『筒井祥文集(セレクション柳人9)』

[ 前に書いた文章から、いま読んでもまあ読めるかなというのをこちらにあげていきます。その第一弾。]

筒井祥文『筒井祥文集(セレクション柳人9)』邑書林、2006年。

こんな手をしてると猫が見せに来る  筒井祥文(本稿の引用句はすべて)


川柳が何なのか、まだよく分からんのですが、
この人のお作には川柳性があるなあと思うのが、筒井祥文さん。


自転車で来たので自転車で帰る

忙しいのに笑わせに来てくれる

花道に少しタイルが貼ってある


前の2句はあったことをそのまま書いている、のですが、
ミョーに気になります。両方とも何のために「来た」のかを
省略することでおかしみを出している、とは解説できそうですが、
じっさい何かのためにどこかに行ったり来てもらったりしたとしても
そのことの印象は特になく、「自転車で来たので自転車で帰」った
ことだとか、「忙しいのに笑わせに来てくれ」たことしか
自分の経験としては残っていないことは、よくある。
3句目もたぶんほんとにタイルが貼ってあったんだと
思いますが、だからどうしたってわけでもない。
どうでもいいことこそが前面に出てくる、実生活のペーソス。
(古)川柳の三要素は「うがち」「滑稽」「軽み」だそうですが、
サラリーマン川柳などで嫌味に強調される「うがち」や「滑稽」より、
「軽み」こそが川柳のキモなのではないか、と思わされます。


絶景に吸い込まれたと言うことに

作れば消えてべっとりと付いている

昼の月犬がくわえて行きました


で、その「軽み」がどこから来るかと考えてみると、
コトバというものが生み出す世界からの距離にあるのではないか、と。
1句目、「吸い込まれるような絶景」というありがちな慣用表現のズラし、
それに2句目とも、目的語が欠けていることでコトバ以外の表現には
不可能なオモシロさが出ています。

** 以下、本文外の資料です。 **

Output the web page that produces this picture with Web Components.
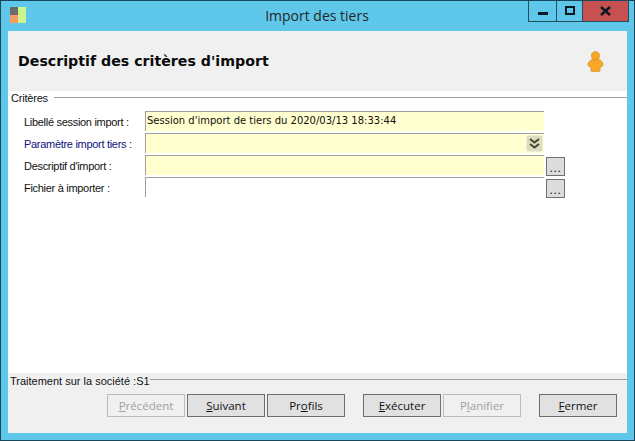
<!DOCTYPE html>
<html lang="fr">
<head>
<meta charset="utf-8">
<title>Import des tiers</title>
<style>
    html, body { margin: 0; padding: 0; background: #5fc8ea; }
</style>
</head>
<body>
<import-window>
    <title-bar slot="title">Import des tiers</title-bar>
    <wizard-header slot="header">Descriptif des critères d'import</wizard-header>
    <group-line slot="body" label="Critères"></group-line>
    <field-row slot="body" label="Libellé session import :" fill value="Session d'import de tiers du 2020/03/13 18:33:44"></field-row>
    <field-row slot="body" label="Paramètre import tiers :" fill combo link></field-row>
    <field-row slot="body" label="Descriptif d'import :" fill browse></field-row>
    <field-row slot="body" label="Fichier à importer :" browse></field-row>
    <wizard-footer slot="footer" label="Traitement sur la société :S1">
        <push-button disabled><u>P</u>récédent</push-button>
        <push-button><u>S</u>uivant</push-button>
        <push-button>Pr<u>o</u>fils</push-button>
        <push-button class="gap"><u>E</u>xécuter</push-button>
        <push-button disabled>P<u>l</u>anifier</push-button>
        <push-button class="gap"><u>F</u>ermer</push-button>
    </wizard-footer>
</import-window>

<script>
class ImportWindow extends HTMLElement {
    constructor() {
        super();
        this.attachShadow({ mode: "open" }).innerHTML = `
        <style>
            :host {
                display: flex;
                flex-direction: column;
                box-sizing: border-box;
                width: 635px;
                height: 441px;
                overflow: hidden;
                border: 1px solid #17475a;
                background: #5fc8ea;
            }
            .client {
                flex: 1;
                display: flex;
                flex-direction: column;
                margin: 0 7px 7px 7px;
                min-height: 0;
                background: #fff;
            }
            .body {
                flex: 1;
                display: flex;
                flex-direction: column;
            }
        </style>
        <slot name="title"></slot>
        <div class="client">
            <slot name="header"></slot>
            <div class="body"><slot name="body"></slot></div>
            <slot name="footer"></slot>
        </div>`;
    }
}

class TitleBar extends HTMLElement {
    constructor() {
        super();
        this.attachShadow({ mode: "open" }).innerHTML = `
        <style>
            :host {
                display: flex;
                position: relative;
                height: 30px;
                flex: none;
                justify-content: center;
                color: #262626;
                font: 14px "Open Sans", "Noto Sans", sans-serif;
            }
            .caption { line-height: 30px; margin-right: 1px; }
            .logo {
                position: absolute;
                left: 9px;
                top: 6px;
                display: block;
            }
            .controls {
                position: absolute;
                right: 5px;
                top: -1px;
                display: flex;
                height: 21px;
                border: 1px solid #234c5e;
                border-top: 0;
            }
            .controls div {
                display: flex;
                align-items: center;
                justify-content: center;
                box-sizing: border-box;
            }
            .min { width: 28px; border-right: 1px solid #234c5e; }
            .max { width: 26px; border-right: 1px solid #234c5e; }
            .close { width: 45px; background: #c75050; }
        </style>
        <svg class="logo" width="16" height="16" viewBox="0 0 16 16">
            <rect x="0" y="0" width="8" height="8" fill="#6b6b6b"/>
            <rect x="0" y="8" width="8" height="8" fill="#fb9a5e"/>
            <rect x="8" y="0" width="8" height="16" fill="#c9f58c"/>
        </svg>
        <span class="caption"><slot></slot></span>
        <div class="controls">
            <div class="min"><svg width="10" height="10" viewBox="0 0 10 10"><rect y="6" width="10" height="3" fill="#0a1a22"/></svg></div>
            <div class="max"><svg width="10" height="10" viewBox="0 0 10 10"><path d="M1 1h8v7H1z" fill="none" stroke="#0a1a22" stroke-width="2"/></svg></div>
            <div class="close"><svg width="11" height="10" viewBox="0 0 11 10"><path d="M1 1l9 8M10 1l-9 8" stroke="#0a1a22" stroke-width="2.4" fill="none"/></svg></div>
        </div>`;
    }
}

class WizardHeader extends HTMLElement {
    constructor() {
        super();
        this.attachShadow({ mode: "open" }).innerHTML = `
        <style>
            :host {
                display: flex;
                flex: none;
                align-items: center;
                justify-content: space-between;
                box-sizing: border-box;
                height: 60px;
                padding: 0 23px 0 10px;
                background: #f0f0f0;
                color: #0a0a0a;
                font: bold 14.2px "DejaVu Sans", Verdana, sans-serif;
            }
            svg { display: block; }
        </style>
        <span><slot></slot></span>
        <svg width="17" height="21" viewBox="0 0 17 21">
            <path d="M5.5 8.5C3.5 8.5 2.5 10 1.500 11.500.5 13 .8 14.500 2 15.500L4 16.500V19.500Q4 20.500 5 20.500H12Q13 20.500 13 19.500V16.500L15 15.500C16.200 14.500 16.500 13 15.500 11.500 14.500 10 13.500 8.500 11.500 8.500Z" fill="#f9a825" stroke="#c98a2e" stroke-width=".6"/>
            <circle cx="8.5" cy="4.8" r="4.2" fill="#f6a623" stroke="#c98a2e" stroke-width=".6"/>
        </svg>`;
    }
}

class GroupLine extends HTMLElement {
    constructor() {
        super();
        this.attachShadow({ mode: "open" }).innerHTML = `
        <style>
            :host {
                display: flex;
                align-items: center;
                gap: 6px;
                height: 13px;
                margin: 0 0 7px 3px;
                color: #111;
                font: 11px "Liberation Sans", Arial, sans-serif;
                letter-spacing: -.2px;
            }
            i { flex: 1; height: 1px; background: #a0a0a0; }
        </style>
        <span>${this.getAttribute("label")}</span><i></i>`;
    }
}

class FieldRow extends HTMLElement {
    constructor() {
        super();
        const fill = this.hasAttribute("fill") ? "#ffffcf" : "#fff";
        const color = this.hasAttribute("link") ? "#10107c" : "#111";
        const combo = this.hasAttribute("combo") ? `
            <svg class="combo" width="17" height="17" viewBox="0 0 17 17">
                <rect x=".5" y=".5" width="16" height="16" rx="2" fill="#dcdcbc" stroke="#ecece0"/>
                <path d="M4 4l4.500 3.500L13 4M4 9l4.500 3.500L13 9" fill="none" stroke="#45453c" stroke-width="2"/>
            </svg>` : "";
        const browse = this.hasAttribute("browse") ? `<button>...</button>` : "";
        this.attachShadow({ mode: "open" }).innerHTML = `
        <style>
            :host {
                display: grid;
                grid-template-columns: 121px 399px 21px;
                grid-template-rows: 20px;
                height: 20px;
                margin: 0 0 2px 16px;
                font: 11px "Liberation Sans", Arial, sans-serif;
                letter-spacing: -.3px;
            }
            label { color: ${color}; line-height: 23px; white-space: nowrap; }
            .input {
                position: relative;
                box-sizing: border-box;
                border-top: 1px solid #a0a0a0;
                border-left: 1px solid #a0a0a0;
                background: ${fill};
                padding-left: 1px;
                color: #111;
                font: 10px/17px "DejaVu Sans", Verdana, sans-serif;
                letter-spacing: 0;
                white-space: nowrap;
            }
            .combo { position: absolute; right: 1px; top: 1px; }
            button {
                box-sizing: border-box;
                align-self: start;
                width: 19px;
                height: 19px;
                margin: 2px 0 0 2px;
                padding: 0;
                border: 1px solid #707070;
                background: #dcdcdc;
                color: #111;
                font: 12px/20px "Liberation Sans", Arial, sans-serif;
                letter-spacing: .6px;
            }
        </style>
        <label>${this.getAttribute("label")}</label>
        <div class="input">${this.getAttribute("value") || ""}${combo}</div>
        ${browse}`;
    }
}

class WizardFooter extends HTMLElement {
    constructor() {
        super();
        this.attachShadow({ mode: "open" }).innerHTML = `
        <style>
            :host {
                display: block;
                flex: none;
                box-sizing: border-box;
                height: 60px;
                padding-left: 2px;
                background: #f0f0f0;
                color: #111;
                font: 11px "Liberation Sans", Arial, sans-serif;
            }
            .legend {
                display: flex;
                align-items: center;
                height: 14px;
            }
            .legend span { margin-top: 2px; }
            .legend i { flex: 1; height: 1px; background: #a0a0a0; margin-top: -2px; }
            .buttons {
                display: flex;
                gap: 2px;
                margin: 7px 0 0 97px;
            }
        </style>
        <div class="legend"><span>${this.getAttribute("label")}</span><i></i></div>
        <div class="buttons"><slot></slot></div>`;
    }
}

class PushButton extends HTMLElement {
    constructor() {
        super();
        this.attachShadow({ mode: "open" }).innerHTML = `
        <style>
            :host {
                display: flex;
                align-items: center;
                justify-content: center;
                box-sizing: border-box;
                width: 78px;
                height: 23px;
                border: 1px solid #6e6e6e;
                background: #e1e1e1;
                color: #111;
                font: 11.5px "Open Sans", "Noto Sans", sans-serif;
            }
            :host([disabled]) {
                border-color: #bcbcbc;
                background: #f0f0f0;
                color: #a0a0a0;
            }
            :host(.gap) { margin-left: 16px; }
        </style>
        <slot></slot>`;
    }
}

customElements.define("import-window", ImportWindow);
customElements.define("title-bar", TitleBar);
customElements.define("wizard-header", WizardHeader);
customElements.define("group-line", GroupLine);
customElements.define("field-row", FieldRow);
customElements.define("wizard-footer", WizardFooter);
customElements.define("push-button", PushButton);
</script>
</body>
</html>
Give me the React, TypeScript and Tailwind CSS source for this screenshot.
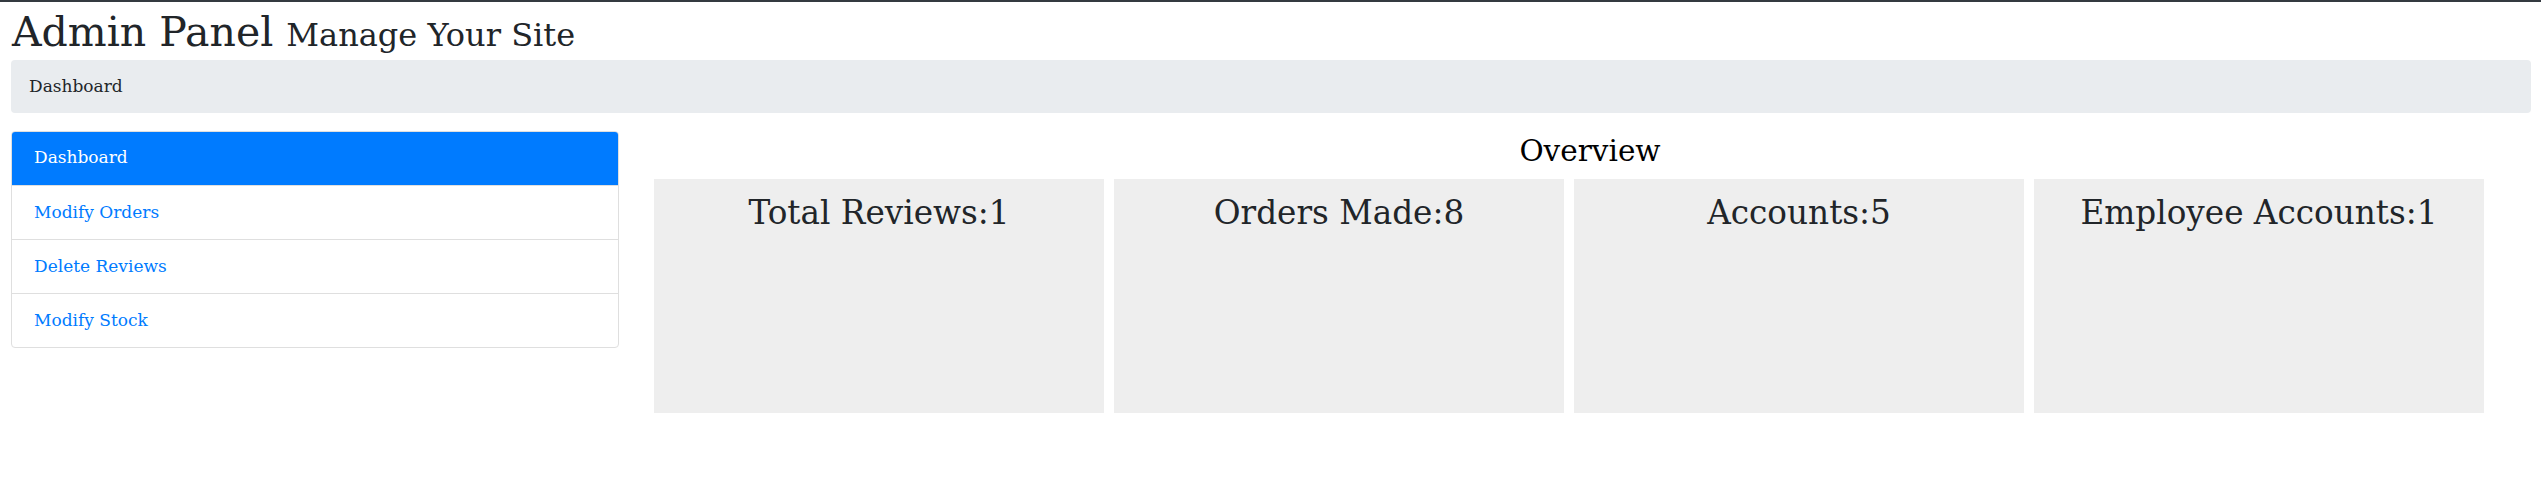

コトバ重視を歌っている詩歌には
ダジャレなどで頑張りすぎ、ぜんぜん面白くないものが多いですが、
コトバがモノの世界から剥離しながらそのことで私たちの
経験の内実に切り込んでくる、上のような句にこそ
コトバというものの不思議とオモシロ味があると思います。
「昼の月」の句も、現実ではありえないことも
コトバの世界ではありうるんだと遊びつくしていて楽しい。


死は真上斜線の街のポリスマン

紙の街ひとり殺せば切りがない

メモ書きを拾えばアリア今佳境


さっき「軽み」と書きましたが、ただフワフワしてるだけだとこれは出ない、
上の三句のキレやスゴミがあって、ありうるもんだな、と。
1句目、視点の構成のオモシロさ。オーソン・ウェルズ映画のカメラワーク?
2句目、コトバを遊ぶのに必須の非情さ。表現と現実、
両面にわたる思い切りとこだわりを感じます。
1-3句目すべて、どこか演劇や舞台を思わせるところがある気がします。
575音の使い方といっても、人それぞれ、句それぞれでしょうが、
祥文さんの句には、歌舞伎なんかの「見得」みたいに
びしっと角度の決まった姿のよさがあると思います。


男ありけり真下から樹を見上げ


実にオトコマエな句。「むかし男ありけり・・・」の『伊勢物語』、
在原業平を気どっています。たぶん現実は花見しながら
お酒を飲んでるんでしょうが、ふと桜を見上げたその瞬間だけ
めっちゃ男前に見えたりして・・・。いや、
作者の祥文さんがどうこうという訳ではないです(笑)。